[Recorded data]

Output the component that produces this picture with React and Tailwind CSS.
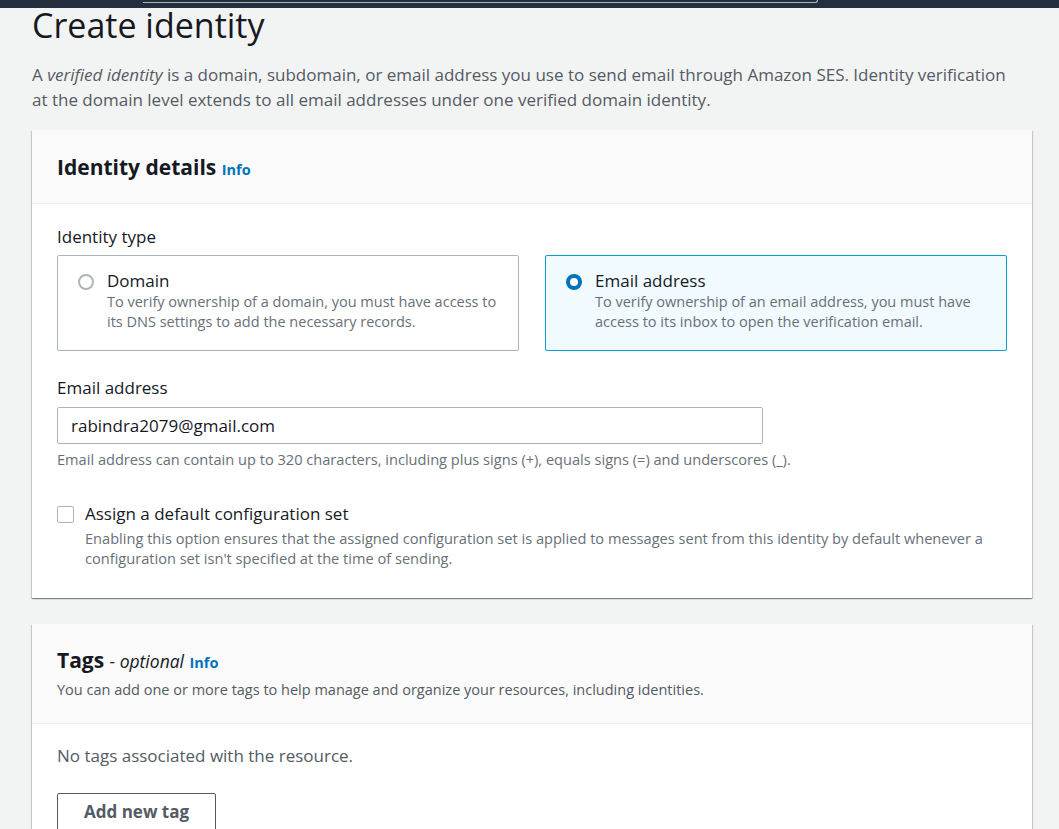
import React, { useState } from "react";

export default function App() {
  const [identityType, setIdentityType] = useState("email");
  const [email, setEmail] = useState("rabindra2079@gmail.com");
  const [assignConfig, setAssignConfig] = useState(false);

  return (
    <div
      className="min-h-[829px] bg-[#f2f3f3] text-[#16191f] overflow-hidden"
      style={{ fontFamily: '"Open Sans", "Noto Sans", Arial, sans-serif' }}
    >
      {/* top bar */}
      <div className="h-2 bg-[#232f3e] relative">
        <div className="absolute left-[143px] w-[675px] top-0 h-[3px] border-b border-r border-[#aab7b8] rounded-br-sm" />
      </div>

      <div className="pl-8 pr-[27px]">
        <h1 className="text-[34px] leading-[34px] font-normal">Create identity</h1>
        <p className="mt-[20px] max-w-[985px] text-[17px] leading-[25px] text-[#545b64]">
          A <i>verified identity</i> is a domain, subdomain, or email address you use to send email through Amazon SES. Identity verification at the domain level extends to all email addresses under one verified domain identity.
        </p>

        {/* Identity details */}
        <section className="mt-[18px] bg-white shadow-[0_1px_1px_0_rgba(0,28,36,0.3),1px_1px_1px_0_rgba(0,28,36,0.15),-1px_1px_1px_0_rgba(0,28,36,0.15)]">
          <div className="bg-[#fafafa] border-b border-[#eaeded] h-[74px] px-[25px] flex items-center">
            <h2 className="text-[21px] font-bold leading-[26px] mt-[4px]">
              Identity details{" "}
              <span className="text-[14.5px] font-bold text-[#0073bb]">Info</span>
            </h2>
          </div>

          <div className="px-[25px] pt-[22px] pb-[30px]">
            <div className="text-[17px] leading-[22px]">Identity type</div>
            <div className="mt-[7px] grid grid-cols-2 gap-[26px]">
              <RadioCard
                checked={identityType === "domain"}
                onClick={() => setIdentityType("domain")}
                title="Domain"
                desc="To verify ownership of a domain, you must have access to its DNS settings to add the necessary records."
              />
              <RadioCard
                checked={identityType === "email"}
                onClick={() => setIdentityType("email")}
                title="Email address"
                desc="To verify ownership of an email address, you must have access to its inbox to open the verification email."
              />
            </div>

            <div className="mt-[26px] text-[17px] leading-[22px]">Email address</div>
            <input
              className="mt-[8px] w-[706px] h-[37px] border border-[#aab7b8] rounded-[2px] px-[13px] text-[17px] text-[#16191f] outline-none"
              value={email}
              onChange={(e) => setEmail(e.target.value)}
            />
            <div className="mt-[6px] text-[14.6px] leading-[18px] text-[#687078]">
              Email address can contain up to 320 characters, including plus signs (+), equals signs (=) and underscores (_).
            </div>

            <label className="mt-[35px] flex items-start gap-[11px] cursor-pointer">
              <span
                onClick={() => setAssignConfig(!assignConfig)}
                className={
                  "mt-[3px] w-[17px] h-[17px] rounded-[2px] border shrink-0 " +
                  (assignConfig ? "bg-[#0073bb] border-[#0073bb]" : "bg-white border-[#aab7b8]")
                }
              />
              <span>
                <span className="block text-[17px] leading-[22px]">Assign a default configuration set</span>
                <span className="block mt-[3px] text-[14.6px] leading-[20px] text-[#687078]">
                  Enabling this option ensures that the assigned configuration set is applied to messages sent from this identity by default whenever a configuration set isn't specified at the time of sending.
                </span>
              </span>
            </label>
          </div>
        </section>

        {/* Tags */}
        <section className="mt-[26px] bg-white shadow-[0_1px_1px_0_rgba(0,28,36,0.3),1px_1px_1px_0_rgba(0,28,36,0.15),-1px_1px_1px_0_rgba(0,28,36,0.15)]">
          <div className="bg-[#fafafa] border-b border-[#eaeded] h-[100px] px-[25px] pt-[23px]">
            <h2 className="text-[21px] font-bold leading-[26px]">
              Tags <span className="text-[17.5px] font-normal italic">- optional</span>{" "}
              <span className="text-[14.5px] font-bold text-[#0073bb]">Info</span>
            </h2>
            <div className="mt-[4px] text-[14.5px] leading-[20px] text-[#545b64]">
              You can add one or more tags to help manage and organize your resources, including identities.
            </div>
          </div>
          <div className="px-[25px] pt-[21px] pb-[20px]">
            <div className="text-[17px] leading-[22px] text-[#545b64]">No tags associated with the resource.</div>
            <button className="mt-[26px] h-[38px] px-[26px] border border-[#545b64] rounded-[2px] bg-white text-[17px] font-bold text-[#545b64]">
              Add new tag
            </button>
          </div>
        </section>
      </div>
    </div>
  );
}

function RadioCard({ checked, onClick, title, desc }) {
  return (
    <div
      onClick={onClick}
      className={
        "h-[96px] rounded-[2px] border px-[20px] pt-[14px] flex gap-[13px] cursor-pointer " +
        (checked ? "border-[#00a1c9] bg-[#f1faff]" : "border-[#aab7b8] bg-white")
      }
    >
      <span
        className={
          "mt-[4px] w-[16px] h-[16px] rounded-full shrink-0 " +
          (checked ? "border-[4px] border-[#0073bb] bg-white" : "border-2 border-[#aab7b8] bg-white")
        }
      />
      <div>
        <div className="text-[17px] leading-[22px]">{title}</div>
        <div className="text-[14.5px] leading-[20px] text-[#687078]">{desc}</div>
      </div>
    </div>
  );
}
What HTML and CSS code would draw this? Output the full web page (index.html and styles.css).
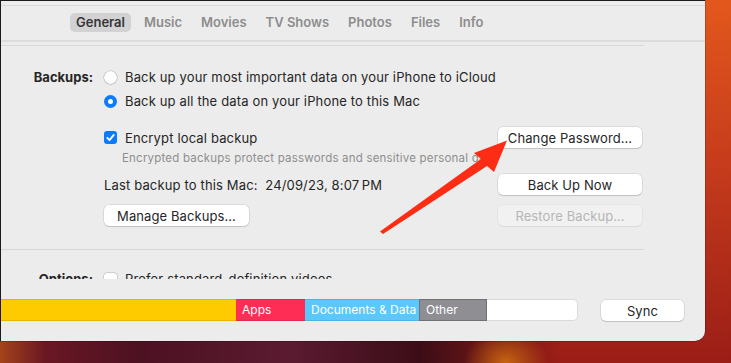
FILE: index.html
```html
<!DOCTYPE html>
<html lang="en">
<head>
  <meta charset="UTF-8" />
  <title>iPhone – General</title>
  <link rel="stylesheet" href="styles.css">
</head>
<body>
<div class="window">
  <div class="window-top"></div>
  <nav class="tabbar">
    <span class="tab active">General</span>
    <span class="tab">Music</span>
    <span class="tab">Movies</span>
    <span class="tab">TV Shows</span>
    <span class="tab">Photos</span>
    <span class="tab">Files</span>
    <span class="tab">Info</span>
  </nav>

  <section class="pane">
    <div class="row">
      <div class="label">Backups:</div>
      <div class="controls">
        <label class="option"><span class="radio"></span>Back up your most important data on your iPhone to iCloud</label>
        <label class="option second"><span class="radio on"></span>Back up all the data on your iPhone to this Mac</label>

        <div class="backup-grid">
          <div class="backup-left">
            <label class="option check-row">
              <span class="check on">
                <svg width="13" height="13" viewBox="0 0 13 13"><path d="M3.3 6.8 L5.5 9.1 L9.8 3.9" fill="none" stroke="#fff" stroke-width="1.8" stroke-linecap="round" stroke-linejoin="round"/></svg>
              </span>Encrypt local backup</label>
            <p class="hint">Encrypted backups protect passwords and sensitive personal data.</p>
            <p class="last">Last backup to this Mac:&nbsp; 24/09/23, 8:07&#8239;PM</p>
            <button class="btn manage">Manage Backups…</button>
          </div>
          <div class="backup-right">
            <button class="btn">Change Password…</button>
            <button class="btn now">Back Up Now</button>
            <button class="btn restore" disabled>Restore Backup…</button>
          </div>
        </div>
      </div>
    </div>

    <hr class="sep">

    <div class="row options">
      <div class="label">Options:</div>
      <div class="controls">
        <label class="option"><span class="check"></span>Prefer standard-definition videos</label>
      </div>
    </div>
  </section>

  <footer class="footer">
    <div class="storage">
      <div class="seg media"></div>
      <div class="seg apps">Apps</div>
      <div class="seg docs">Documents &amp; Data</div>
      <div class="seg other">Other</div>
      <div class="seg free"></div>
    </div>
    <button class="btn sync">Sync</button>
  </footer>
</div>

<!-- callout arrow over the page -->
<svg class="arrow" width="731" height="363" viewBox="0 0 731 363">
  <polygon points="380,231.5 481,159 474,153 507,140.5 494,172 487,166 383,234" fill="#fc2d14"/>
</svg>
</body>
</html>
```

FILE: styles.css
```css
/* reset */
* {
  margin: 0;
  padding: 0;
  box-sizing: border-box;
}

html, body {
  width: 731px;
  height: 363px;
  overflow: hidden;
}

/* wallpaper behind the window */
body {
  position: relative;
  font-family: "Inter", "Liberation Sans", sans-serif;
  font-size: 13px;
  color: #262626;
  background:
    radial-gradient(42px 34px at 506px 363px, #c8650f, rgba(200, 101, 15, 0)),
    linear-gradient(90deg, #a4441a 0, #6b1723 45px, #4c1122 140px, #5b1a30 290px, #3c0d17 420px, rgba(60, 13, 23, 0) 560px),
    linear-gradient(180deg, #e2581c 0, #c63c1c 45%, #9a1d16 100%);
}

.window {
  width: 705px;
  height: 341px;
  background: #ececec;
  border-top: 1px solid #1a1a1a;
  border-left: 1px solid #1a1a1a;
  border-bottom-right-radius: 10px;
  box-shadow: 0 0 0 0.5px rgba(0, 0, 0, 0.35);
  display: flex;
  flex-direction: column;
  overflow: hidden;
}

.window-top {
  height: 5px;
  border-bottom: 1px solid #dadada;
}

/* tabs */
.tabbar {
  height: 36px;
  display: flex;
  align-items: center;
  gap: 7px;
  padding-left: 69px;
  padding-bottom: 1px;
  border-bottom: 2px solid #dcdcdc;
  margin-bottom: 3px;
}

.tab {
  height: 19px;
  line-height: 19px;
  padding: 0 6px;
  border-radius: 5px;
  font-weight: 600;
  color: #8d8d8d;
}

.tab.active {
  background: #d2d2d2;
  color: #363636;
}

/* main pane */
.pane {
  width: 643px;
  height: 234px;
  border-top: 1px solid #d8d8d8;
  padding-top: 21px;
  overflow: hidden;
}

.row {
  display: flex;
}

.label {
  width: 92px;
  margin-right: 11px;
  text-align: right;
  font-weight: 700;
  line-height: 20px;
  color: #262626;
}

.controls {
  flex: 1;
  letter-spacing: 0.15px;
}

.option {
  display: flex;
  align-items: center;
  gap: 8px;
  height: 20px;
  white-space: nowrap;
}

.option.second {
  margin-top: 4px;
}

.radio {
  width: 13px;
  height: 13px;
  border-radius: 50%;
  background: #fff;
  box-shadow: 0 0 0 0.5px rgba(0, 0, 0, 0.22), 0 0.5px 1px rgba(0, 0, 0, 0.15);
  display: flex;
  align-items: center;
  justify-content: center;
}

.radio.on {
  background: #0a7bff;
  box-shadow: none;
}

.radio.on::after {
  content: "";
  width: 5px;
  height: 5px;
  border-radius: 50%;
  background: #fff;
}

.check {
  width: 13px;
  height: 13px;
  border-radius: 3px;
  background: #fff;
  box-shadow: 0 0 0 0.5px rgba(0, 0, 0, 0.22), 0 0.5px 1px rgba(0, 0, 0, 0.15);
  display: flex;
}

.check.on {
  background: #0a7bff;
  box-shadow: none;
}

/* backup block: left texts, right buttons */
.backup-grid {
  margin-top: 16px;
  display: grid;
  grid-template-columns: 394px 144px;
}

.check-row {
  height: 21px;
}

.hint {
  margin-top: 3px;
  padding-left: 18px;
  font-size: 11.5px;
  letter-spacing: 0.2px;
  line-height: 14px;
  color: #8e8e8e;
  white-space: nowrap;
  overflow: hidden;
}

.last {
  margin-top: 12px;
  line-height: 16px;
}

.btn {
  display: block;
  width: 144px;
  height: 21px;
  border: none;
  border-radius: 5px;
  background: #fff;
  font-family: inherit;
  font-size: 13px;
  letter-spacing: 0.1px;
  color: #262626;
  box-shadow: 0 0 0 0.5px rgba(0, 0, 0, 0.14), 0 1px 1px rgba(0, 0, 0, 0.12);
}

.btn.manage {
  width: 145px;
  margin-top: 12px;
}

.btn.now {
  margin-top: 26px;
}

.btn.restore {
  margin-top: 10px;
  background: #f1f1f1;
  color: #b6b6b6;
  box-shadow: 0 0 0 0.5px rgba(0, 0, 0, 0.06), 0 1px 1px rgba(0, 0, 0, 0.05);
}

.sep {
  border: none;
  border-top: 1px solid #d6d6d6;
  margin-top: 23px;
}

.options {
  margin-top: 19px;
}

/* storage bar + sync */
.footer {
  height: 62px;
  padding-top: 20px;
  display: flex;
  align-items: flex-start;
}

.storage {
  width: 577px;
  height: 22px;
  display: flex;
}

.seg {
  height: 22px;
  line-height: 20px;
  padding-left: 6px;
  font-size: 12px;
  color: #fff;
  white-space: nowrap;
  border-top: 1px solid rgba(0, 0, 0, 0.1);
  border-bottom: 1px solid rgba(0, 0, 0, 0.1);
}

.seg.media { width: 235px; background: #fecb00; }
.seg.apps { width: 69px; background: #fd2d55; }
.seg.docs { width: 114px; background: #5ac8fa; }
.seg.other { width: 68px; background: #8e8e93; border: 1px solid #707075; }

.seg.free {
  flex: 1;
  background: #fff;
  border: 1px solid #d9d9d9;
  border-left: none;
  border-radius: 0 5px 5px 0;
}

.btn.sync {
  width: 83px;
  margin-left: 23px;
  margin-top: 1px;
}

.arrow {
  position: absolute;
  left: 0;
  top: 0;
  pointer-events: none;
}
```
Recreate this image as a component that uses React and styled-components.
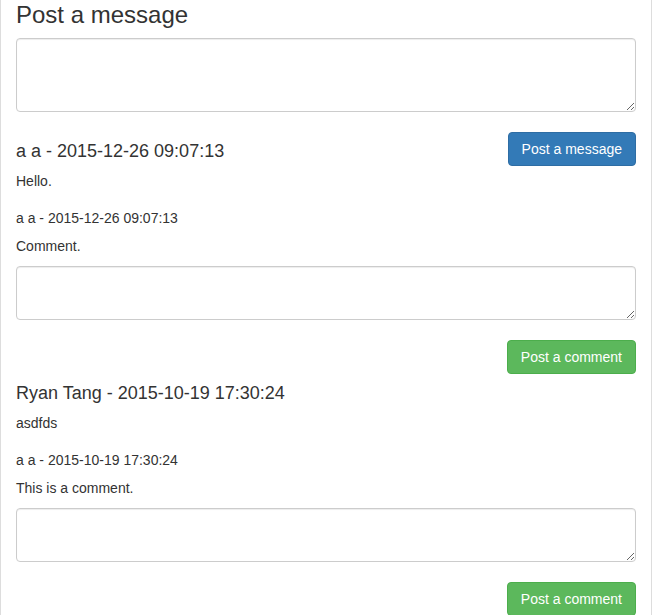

TASK TO COMPLETE:
Skip the pictures, please, and transcribe only the lines from the beginning of the material through the one that contains "const [assignConfig, setAssignConfig]".

COMPLETE ANSWER:
Output the component that produces this picture with React and Tailwind CSS.
import React, { useState } from "react";

export default function App() {
  const [identityType, setIdentityType] = useState("email");
  const [email, setEmail] = useState("rabindra2079@gmail.com");
  const [assignConfig, setAssignConfig] = useState(false);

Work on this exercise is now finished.